Para auxiliar o desenvolvimento do seu argumento, Baydoun usa textos de outros autores acerca de temas relacionados, Richard Miskolci, sociólogo que escreveu o livro Teoria Queer:  Um aprendizado pelas diferenças (2012), foi um dos pensadores citados pelo psicólogo. Assim como fez Miskolci ao usar “queer” para causar incômodo em quem lesse, Baydoun usou “viadas” para ter o mesmo efeito, essa inspiração foi explicada pelo autor na introdução da tese:

“Denominados de estudos viados/teoria viada para que gere nos leitores o mesmo desconforto/estranhamento que a expressão queer causa nas pessoas de países anglo-saxões. “(BAYDOUN, 2017, p. 10). 

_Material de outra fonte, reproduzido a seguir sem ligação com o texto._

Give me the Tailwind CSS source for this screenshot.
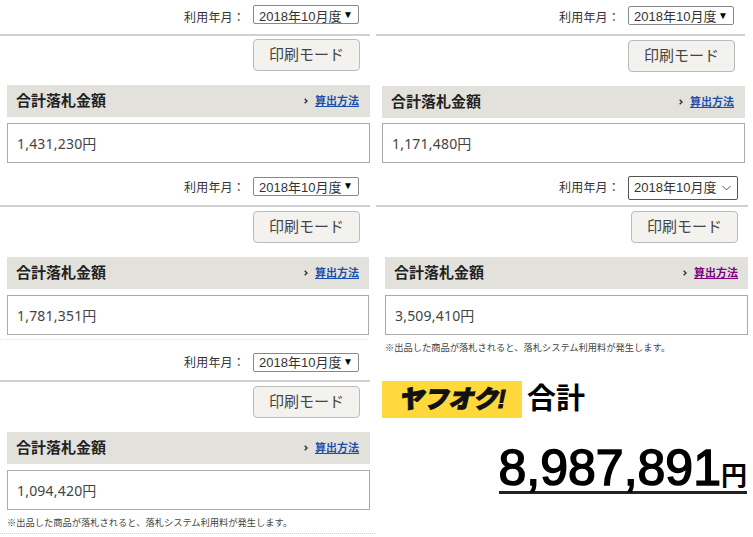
<!DOCTYPE html>
<html lang="ja">
<head>
    <meta charset="UTF-8">
    <title>ヤフオク! 合計</title>
    <script src="https://cdn.jsdelivr.net/npm/@tailwindcss/browser@4"></script>
</head>
<body class="bg-white w-[753px] h-[537px] overflow-hidden font-['Liberation_Sans','Noto_Sans_CJK_JP',sans-serif] text-[#333]">
<div class="flex items-start">

    <!-- left column -->
    <div class="w-[376px] shrink-0">
        <!-- panel 1 -->
        <div class="flex items-center justify-end h-[34px] pt-[1px] pr-[17px]">
            <span class="text-[12px] mr-[8px] tracking-[.2px]">利用年月：</span>
            <div class="flex items-center justify-between w-[106px] h-[19px] mb-[6px] pt-[4px] px-[5px] border border-[#888] rounded-[2px] text-[13px]">2018年10月度<span class="text-[10px] text-black -mt-[5px]">▼</span></div>
        </div>
        <div class="h-[2px] w-[370px] bg-[#d0d0d0]"></div>
        <div class="flex justify-end pr-[16px] mt-[3px]">
            <button class="w-[107px] h-[32px] bg-[#f3f2ee] border border-[#bbb] rounded-[4px] text-[15px] text-[#444]">印刷モード</button>
        </div>
        <div class="flex items-center justify-between ml-[7px] w-[363px] h-[32px] mt-[14px] pl-[9px] pr-[11px] bg-[#e2e1dc]">
            <span class="text-[15px] font-bold text-[#222]">合計落札金額</span>
            <span class="flex items-center gap-[7px] text-[11px] font-bold"><svg class="w-[4px] h-[6px]" viewBox="0 0 4 6" fill="none" stroke="#333" stroke-width="1.4"><path d="M.7.7L3 3 .7 5.3"/></svg><a class="text-[#1d4fae] underline">算出方法</a></span>
        </div>
        <div class="flex items-center ml-[7px] w-[363px] h-[40px] mt-[6px] pl-[9px] border border-[#aaa] font-['Noto_Sans','Noto_Sans_CJK_JP',sans-serif] text-[14px] tracking-[.2px] text-[#444]">1,431,230円</div>

        <!-- panel 2 -->
        <div class="flex items-center justify-end h-[34px] mt-[8px] pr-[17px]">
            <span class="text-[12px] mr-[8px] tracking-[.2px]">利用年月：</span>
            <div class="flex items-center justify-between w-[106px] h-[19px] mb-[4px] pt-[3px] px-[5px] border border-[#888] rounded-[2px] text-[13px]">2018年10月度<span class="text-[10px] text-black -mt-[4px]">▼</span></div>
        </div>
        <div class="h-[2px] w-[370px] bg-[#d0d0d0]"></div>
        <div class="flex justify-end pr-[16px] mt-[4px]">
            <button class="w-[107px] h-[32px] bg-[#f3f2ee] border border-[#bbb] rounded-[4px] text-[15px] text-[#444]">印刷モード</button>
        </div>
        <div class="flex items-center justify-between ml-[7px] w-[362px] h-[32px] mt-[14px] pl-[9px] pr-[10px] bg-[#e2e1dc]">
            <span class="text-[15px] font-bold text-[#222]">合計落札金額</span>
            <span class="flex items-center gap-[7px] text-[11px] font-bold"><svg class="w-[4px] h-[6px]" viewBox="0 0 4 6" fill="none" stroke="#333" stroke-width="1.4"><path d="M.7.7L3 3 .7 5.3"/></svg><a class="text-[#1d4fae] underline">算出方法</a></span>
        </div>
        <div class="flex items-center ml-[7px] w-[362px] h-[40px] mt-[6px] pl-[9px] border border-[#aaa] font-['Noto_Sans','Noto_Sans_CJK_JP',sans-serif] text-[14px] tracking-[.2px] text-[#444]">1,781,351円</div>
        <div class="w-[368px] mt-[4px] border-t border-dotted border-[#e4e4e4]"></div>

        <!-- panel 3 -->
        <div class="flex items-center justify-end h-[40px] pt-[6px] pr-[17px]">
            <span class="text-[12px] mr-[8px] tracking-[.2px]">利用年月：</span>
            <div class="flex items-center justify-between w-[106px] h-[19px] mb-[1px] px-[5px] border border-[#888] rounded-[2px] text-[13px]">2018年10月度<span class="text-[10px] text-black -mt-[2px]">▼</span></div>
        </div>
        <div class="h-[2px] w-[370px] bg-[#d0d0d0]"></div>
        <div class="flex justify-end pr-[16px] mt-[4px]">
            <button class="w-[107px] h-[32px] bg-[#f3f2ee] border border-[#bbb] rounded-[4px] text-[15px] text-[#444]">印刷モード</button>
        </div>
        <div class="flex items-center justify-between ml-[7px] w-[363px] h-[32px] mt-[14px] pl-[9px] pr-[11px] bg-[#e2e1dc]">
            <span class="text-[15px] font-bold text-[#222]">合計落札金額</span>
            <span class="flex items-center gap-[7px] text-[11px] font-bold"><svg class="w-[4px] h-[6px]" viewBox="0 0 4 6" fill="none" stroke="#333" stroke-width="1.4"><path d="M.7.7L3 3 .7 5.3"/></svg><a class="text-[#1d4fae] underline">算出方法</a></span>
        </div>
        <div class="flex items-center ml-[7px] w-[363px] h-[40px] mt-[6px] pl-[9px] border border-[#aaa] font-['Noto_Sans','Noto_Sans_CJK_JP',sans-serif] text-[14px] tracking-[.2px] text-[#444]">1,094,420円</div>
        <p class="ml-[7px] mt-[6px] text-[9.25px] leading-[14px] text-[#444]">※出品した商品が落札されると、落札システム利用料が発生します。</p>
        <div class="w-[375px] mt-[3px] border-t border-dotted border-[#ccc]"></div>
    </div>

    <!-- right column -->
    <div class="w-[377px] shrink-0">
        <!-- panel 4 -->
        <div class="flex items-center justify-end h-[34px] pt-[2px] pr-[19px]">
            <span class="text-[12px] mr-[8px] tracking-[.2px]">利用年月：</span>
            <div class="flex items-center justify-between w-[106px] h-[19px] mb-[5px] pt-[3px] px-[5px] border border-[#888] rounded-[2px] text-[13px]">2018年10月度<span class="text-[10px] text-black -mt-[4px]">▼</span></div>
        </div>
        <div class="h-[2px] w-[369px] bg-[#d0d0d0]"></div>
        <div class="flex justify-end pr-[18px] mt-[4px]">
            <button class="w-[107px] h-[32px] bg-[#f3f2ee] border border-[#bbb] rounded-[4px] text-[15px] text-[#444]">印刷モード</button>
        </div>
        <div class="flex items-center justify-between ml-[6px] w-[363px] h-[32px] mt-[14px] pl-[9px] pr-[11px] bg-[#e2e1dc]">
            <span class="text-[15px] font-bold text-[#222]">合計落札金額</span>
            <span class="flex items-center gap-[7px] text-[11px] font-bold"><svg class="w-[4px] h-[6px]" viewBox="0 0 4 6" fill="none" stroke="#333" stroke-width="1.4"><path d="M.7.7L3 3 .7 5.3"/></svg><a class="text-[#1d4fae] underline">算出方法</a></span>
        </div>
        <div class="flex items-center ml-[6px] w-[363px] h-[40px] mt-[5px] pl-[9px] border border-[#aaa] font-['Noto_Sans','Noto_Sans_CJK_JP',sans-serif] text-[14px] tracking-[.2px] text-[#444]">1,171,480円</div>

        <!-- panel 5, native-looking select -->
        <div class="flex items-center justify-end h-[34px] mt-[8px] pr-[15px]">
            <span class="text-[12px] mr-[8px] tracking-[.2px]">利用年月：</span>
            <div class="flex items-center justify-between w-[110px] h-[24px] pl-[5px] pr-[6px] border border-[#555] rounded-[2px] text-[13px]">2018年10月度
                <svg class="w-[9px] h-[6px]" viewBox="0 0 9 6" fill="none" stroke="#555" stroke-width="1"><path d="M.5 1l4 4 4-4"/></svg>
            </div>
        </div>
        <div class="h-[2px] w-[372px] bg-[#d0d0d0]"></div>
        <div class="flex justify-end pr-[15px] mt-[4px]">
            <button class="w-[107px] h-[32px] bg-[#f3f2ee] border border-[#bbb] rounded-[4px] text-[15px] text-[#444]">印刷モード</button>
        </div>
        <div class="flex items-center justify-between ml-[9px] w-[363px] h-[32px] mt-[14px] pl-[9px] pr-[10px] bg-[#e2e1dc]">
            <span class="text-[15px] font-bold text-[#222]">合計落札金額</span>
            <span class="flex items-center gap-[7px] text-[11px] font-bold"><svg class="w-[4px] h-[6px]" viewBox="0 0 4 6" fill="none" stroke="#333" stroke-width="1.4"><path d="M.7.7L3 3 .7 5.3"/></svg><a class="text-[#800080] underline">算出方法</a></span>
        </div>
        <div class="flex items-center ml-[9px] w-[363px] h-[40px] mt-[6px] pl-[9px] border border-[#aaa] font-['Noto_Sans','Noto_Sans_CJK_JP',sans-serif] text-[14px] tracking-[.2px] text-[#444]">3,509,410円</div>
        <p class="ml-[9px] mt-[6px] text-[9.25px] leading-[14px] text-[#444]">※出品した商品が落札されると、落札システム利用料が発生します。</p>

        <!-- total -->
        <div class="flex items-center ml-[6px] mt-[26px]">
            <div class="flex items-center justify-center w-[140px] h-[37px] bg-[#ffd93b] text-[25px] leading-none font-black italic text-[#111] [-webkit-text-stroke:1px_#111]">ヤフオク!</div>
            <span class="ml-[5px] text-[29px] leading-none font-bold text-black">合計</span>
        </div>
        <div class="flex justify-end pr-[6px] mt-[35px]">
            <span class="font-normal text-black text-[50px] leading-[30px] border-b-[3px] border-[#222] [-webkit-text-stroke:1.5px_#000]">8,987,891<span class="text-[26px] font-bold [-webkit-text-stroke:0]">円</span></span>
        </div>
    </div>
</div>
</body>
</html>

O psicólogo analisa que com o objetivo de manter os interesses homoafetivos em sigilo para respeitar aas condutas heterossexuais, muitos usuários preferem os padrões masculinos, por isso são disseminados os discursos contaminados pela efeminofobia e o culto a um perfil específico de parceiro.

Em sua pesquisa no Grindr, aplicativo de relacionamento gay, Baydoun destaca que ele possui categorias de tribos que podem ser selecionadas pelo usuário, ressalta ainda que estas categorias se relacionam as usadas pela indústria pornográfica. No útimo dia 14 de novembro, Mahmoud Baydoun publicou o livro Não sou nem curto afeminados baseado na sua tese.

(Mahmoud Baydoun e  seu livro Não sou nem curto afeminados. Foto: Mahmoud Baydoun/ reprodução)


Conversamos com usuários de aplicativos para saber o ponto de vista deles sobre o assunto:

Átila Guimarães, 34, assistente social, é usuário de aplicativo de relacionamento e nos conta que não se incomoda com os comentários que vê.

Eu não me sinto mal, mas creio que seja pelo entendimento que tenho em relação a questões de gênero e sexualidade. Entendo como uma questão macro. Que pessoas assim tem um porquê histórico e societário para serem assim. Como eu não vou alcançar isso, nem mesmo conseguir mudar a pessoa, eu levo para essa maneira, fica mais fácil para mim. 
  

Átila acredita que o conhecimento é a forma de mudar o preconceito:

Acho que a maior forma de combate para qualquer tipo de preconceito é mesmo o conhecimento, isso de uma forma geral. como vivemos ‘num’ país onde a educação não é valorizada, se torna difícil potencializar as vítimas através do conhecimento. acho que esse é o grande "problema".

 

Ricardo (nome fictício),24, operador de vendas, relatou um caso vivido por ele:

Tudo começou no aplicativo, conversei com a pessoa durante dias. Chegamos a trocar redes sociais coisa que não faço geralmente com qualquer pessoa. Até aí ‘tava’ tudo bem ‘né’? Até que eu passei meu Instagram. Bom, após a pessoa ver algumas fotos onde eu parecia meio pintosa (risos). A pessoa simplesmente surtou, printou uma das fotos das quais não estava satisfeito. Do nada começou a me xingar "bixinha, viadinho, frutinha", vários adjetivos. Falou do meu corpo que eu era muito magro e nunca iria ter alguém que gostasse de mim, e que ninguém um dia iria me assumir. E eu só fui entender que o cara estava me xingando porque só havia percebido que eu era afeminado depois de uma foto no Instagram. E foi uma coisa que me irritou no grau de eu chegar até a me questionar por um tempo, se eu deveria continuar assim ou não. Mas percebi que no final de tudo, não tenho que agradar ninguém, acho que cada um tem que gostar do jeito que você é. E se ele não teve interesse outras pessoas terão.

Os dois entrevistados disseram nunca terem ouvido falar no termo efeminofobia.

O preconceito com gays afeminados é um assunto pouco debatido na grande mídia, enquanto existe um vasto material acadêmico a respeito desse e de outros assuntos relacionados, poucas matérias são produzidas dando destaque a esta forma de discriminação. Será que tornar acessível e simplificar a linguagem do material acadêmico em textos jornalísticos fariam estes assuntos serem mais debatidos?